**DATA EXTRACT**:
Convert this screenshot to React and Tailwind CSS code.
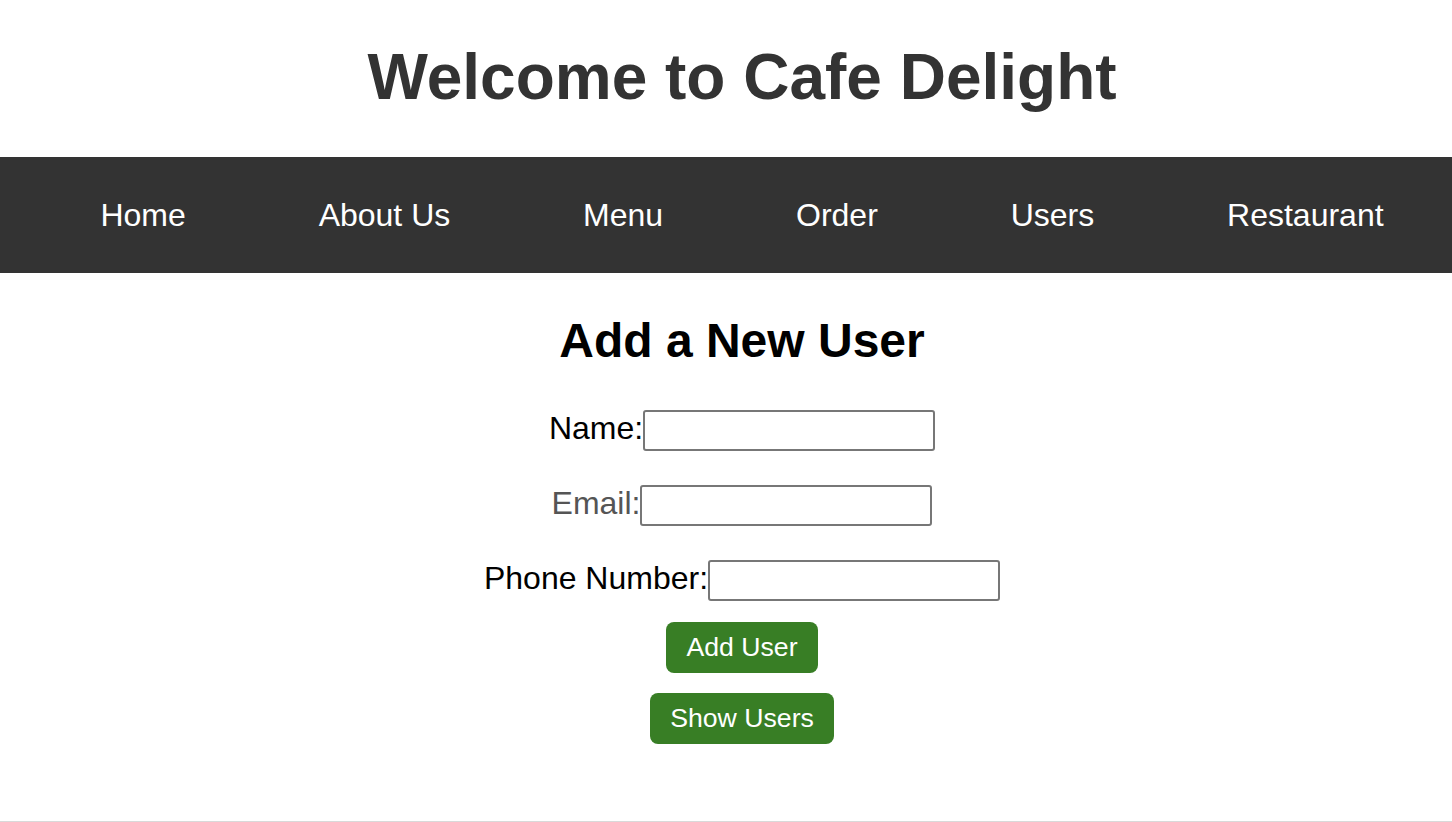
import React from "react";

const font = { fontFamily: '"Liberation Sans", Arial, sans-serif' };

function Row({ label, labelClass = "text-black" }) {
  return (
    <div className="flex items-center justify-center h-[41px]">
      <label className={`text-[32px] leading-[normal] mb-[4px] ${labelClass}`}>{label}</label>
      <input
        type="text"
        className="w-[292px] h-[41px] border-2 border-[#777777] rounded-[3px] bg-white outline-none"
      />
    </div>
  );
}

export default function App() {
  const nav = ["Home", "About Us", "Menu", "Order", "Users", "Restaurant"];
  return (
    <div className="bg-white min-h-screen" style={font}>
      <header className="pl-[32px]">
        <h1 className="text-center text-[64px] font-bold leading-[normal] text-[#333333] pt-[40px] pb-[43px]">
          Welcome to Cafe Delight
        </h1>
      </header>
      <nav className="bg-[#333333] h-[116px] flex items-center pl-[34px] pr-[2px]">
        <ul className="flex w-full justify-around">
          {nav.map((n) => (
            <li key={n} className="text-white text-[32px] leading-[normal]">
              {n}
            </li>
          ))}
        </ul>
      </nav>
      <main className="pl-[32px] pt-[40px] flex flex-col items-center">
        <h2 className="text-[48px] font-bold leading-[normal] text-black">Add a New User</h2>
        <div className="mt-[42px] flex flex-col gap-[34px]">
          <Row label="Name:" />
          <Row label="Email:" labelClass="text-[#555555]" />
          <Row label="Phone Number:" />
        </div>
        <div className="mt-[21px] flex flex-col items-center gap-[20px]">
          <button className="bg-[#387e25] text-white text-[26.67px] leading-[normal] px-[20.5px] py-[10px] rounded-[8px]">
            Add User
          </button>
          <button className="bg-[#387e25] text-white text-[26.67px] leading-[normal] px-[20.5px] py-[10px] rounded-[8px]">
            Show Users
          </button>
        </div>
      </main>
      <footer className="mt-[77px] border-t border-[#d9d9d9] h-[120px]"></footer>
    </div>
  );
}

**THE PROBLEM**: Transcribe the listing in full. Omit the pictures and keep every line exact.

**ANSWER FOR THE TASK**:
Convert this screenshot to React and Tailwind CSS code.
import React from "react";

const font = { fontFamily: '"Liberation Sans", Arial, sans-serif' };

function Row({ label, labelClass = "text-black" }) {
  return (
    <div className="flex items-center justify-center h-[41px]">
      <label className={`text-[32px] leading-[normal] mb-[4px] ${labelClass}`}>{label}</label>
      <input
        type="text"
        className="w-[292px] h-[41px] border-2 border-[#777777] rounded-[3px] bg-white outline-none"
      />
    </div>
  );
}

export default function App() {
  const nav = ["Home", "About Us", "Menu", "Order", "Users", "Restaurant"];
  return (
    <div className="bg-white min-h-screen" style={font}>
      <header className="pl-[32px]">
        <h1 className="text-center text-[64px] font-bold leading-[normal] text-[#333333] pt-[40px] pb-[43px]">
          Welcome to Cafe Delight
        </h1>
      </header>
      <nav className="bg-[#333333] h-[116px] flex items-center pl-[34px] pr-[2px]">
        <ul className="flex w-full justify-around">
          {nav.map((n) => (
            <li key={n} className="text-white text-[32px] leading-[normal]">
              {n}
            </li>
          ))}
        </ul>
      </nav>
      <main className="pl-[32px] pt-[40px] flex flex-col items-center">
        <h2 className="text-[48px] font-bold leading-[normal] text-black">Add a New User</h2>
        <div className="mt-[42px] flex flex-col gap-[34px]">
          <Row label="Name:" />
          <Row label="Email:" labelClass="text-[#555555]" />
          <Row label="Phone Number:" />
        </div>
        <div className="mt-[21px] flex flex-col items-center gap-[20px]">
          <button className="bg-[#387e25] text-white text-[26.67px] leading-[normal] px-[20.5px] py-[10px] rounded-[8px]">
            Add User
          </button>
          <button className="bg-[#387e25] text-white text-[26.67px] leading-[normal] px-[20.5px] py-[10px] rounded-[8px]">
            Show Users
          </button>
        </div>
      </main>
      <footer className="mt-[77px] border-t border-[#d9d9d9] h-[120px]"></footer>
    </div>
  );
}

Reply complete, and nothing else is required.